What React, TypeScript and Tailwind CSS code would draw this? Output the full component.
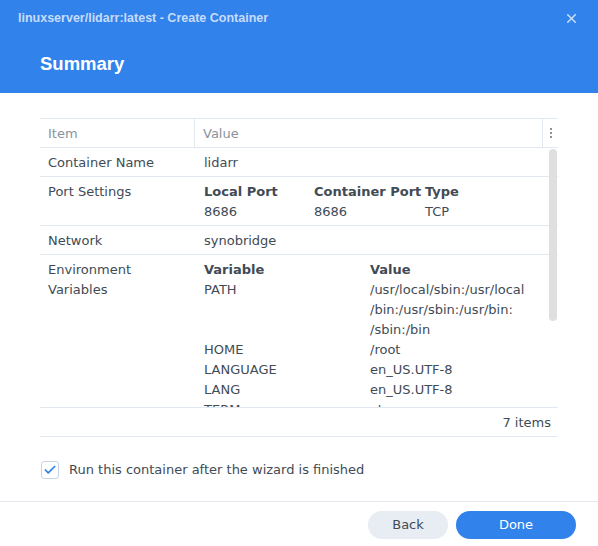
import { Check, X } from "lucide-react";

const body = { fontFamily: '"DejaVu Sans", Verdana, sans-serif' };
const title = { fontFamily: '"Liberation Sans", Arial, sans-serif' };

const envRows = [
  { name: "PATH", value: ["/usr/local/sbin:/usr/local", "/bin:/usr/sbin:/usr/bin:", "/sbin:/bin"] },
  { name: "HOME", value: ["/root"] },
  { name: "LANGUAGE", value: ["en_US.UTF-8"] },
  { name: "LANG", value: ["en_US.UTF-8"] },
  { name: "TERM", value: ["xterm"] },
];

export default function App() {
  return (
    <div className="w-[598px] h-[546px] bg-white flex flex-col overflow-hidden text-[13px] text-[#414b55]" style={body}>
      {/* header */}
      <div className="h-[93px] shrink-0 bg-[#3282eb] flex flex-col">
        <div className="h-[37px] flex items-center justify-between pl-[18px] pr-[19px]">
          <span className="font-bold text-[12.5px] text-[#c6dcfa]" style={title}>
            linuxserver/lidarr:latest - Create Container
          </span>
          <X size={15} strokeWidth={2.6} className="text-[#c6dcfa]" />
        </div>
        <div className="pl-[40px] pt-[13px] text-white font-bold text-[18.5px]" style={title}>
          Summary
        </div>
      </div>

      {/* table */}
      <div className="px-[40px] pt-[25px]">
        <div className="border-t border-b border-[#e2e8ef]">
          <div className="h-[29px] flex items-stretch border-b border-[#e2e8ef] text-[#8a939c]">
            <div className="w-[155px] pl-[8px] pt-[1px] flex items-center border-r border-[#e2e8ef]">Item</div>
            <div className="flex-1 pl-[8px] pt-[1px] flex items-center border-r border-[#e2e8ef]">Value</div>
            <div className="w-[15px] flex flex-col items-center justify-center gap-[2px]">
              <span className="w-[2px] h-[2px] bg-[#8a939c]" />
              <span className="w-[2px] h-[2px] bg-[#8a939c]" />
              <span className="w-[2px] h-[2px] bg-[#8a939c]" />
            </div>
          </div>

          <div className="relative h-[259px] overflow-hidden">
            <div className="absolute right-[1px] top-[1px] w-[8px] h-[172px] rounded-[4px] bg-[#dfdfdf]" />
            <div className="flex border-b border-[#e2e8ef] leading-[20px] pt-[5px] pb-[3px]">
              <div className="w-[156px] pl-[8px]">Container Name</div>
              <div className="flex-1 pl-[8px]">lidarr</div>
            </div>
            <div className="flex border-b border-[#e2e8ef] leading-[20px] pt-[5px] pb-[3px]">
              <div className="w-[156px] pl-[8px]">Port Settings</div>
              <div className="flex-1 pl-[8px] flex">
                <div className="w-[110px]">
                  <div className="font-bold">Local Port</div>
                  <div>8686</div>
                </div>
                <div className="w-[111px]">
                  <div className="font-bold">Container Port</div>
                  <div>8686</div>
                </div>
                <div>
                  <div className="font-bold">Type</div>
                  <div>TCP</div>
                </div>
              </div>
            </div>
            <div className="flex border-b border-[#e2e8ef] leading-[20px] pt-[5px] pb-[3px]">
              <div className="w-[156px] pl-[8px]">Network</div>
              <div className="flex-1 pl-[8px]">synobridge</div>
            </div>
            <div className="flex leading-[20px] pt-[5px] pb-[3px]">
              <div className="w-[156px] pl-[8px]">
                Environment
                <br />
                Variables
              </div>
              <div className="flex-1 pl-[8px]">
                <div className="flex font-bold">
                  <div className="w-[166px]">Variable</div>
                  <div>Value</div>
                </div>
                {envRows.map((r) => (
                  <div key={r.name} className="flex">
                    <div className="w-[166px]">{r.name}</div>
                    <div>
                      {r.value.map((v) => (
                        <div key={v}>{v}</div>
                      ))}
                    </div>
                  </div>
                ))}
              </div>
            </div>
          </div>

          <div className="h-[29px] border-t border-[#e2e8ef] flex items-center justify-end pr-[7px] pt-[1px]">7 items</div>
        </div>
      </div>

      {/* checkbox */}
      <div className="px-[41px] pt-[23px] flex items-center gap-[10px]">
        <div className="w-[18px] h-[18px] rounded-[3px] border border-[#c9d6e6] flex items-center justify-center">
          <Check size={14} strokeWidth={3} className="text-[#3282eb]" />
        </div>
        <span>Run this container after the wizard is finished</span>
      </div>

      <div className="mt-[21px] border-t border-[#e4e7ee]" />

      <div className="flex justify-end gap-[8px] pr-[22px] pt-[9px]">
        <button className="w-[80px] h-[28px] rounded-full bg-[#e8edf3] text-[#414b55]" style={body}>
          Back
        </button>
        <button className="w-[120px] h-[28px] rounded-full bg-[#3282eb] text-white" style={body}>
          Done
        </button>
      </div>
    </div>
  );
}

■ ■ ■ ■ ■ ■ ■

> Work instructions
Locate all lines in the listing above with the word "this" and copy them.

> Result
What React, TypeScript and Tailwind CSS code would draw this? Output the full component.
        <span>Run this container after the wizard is finished</span>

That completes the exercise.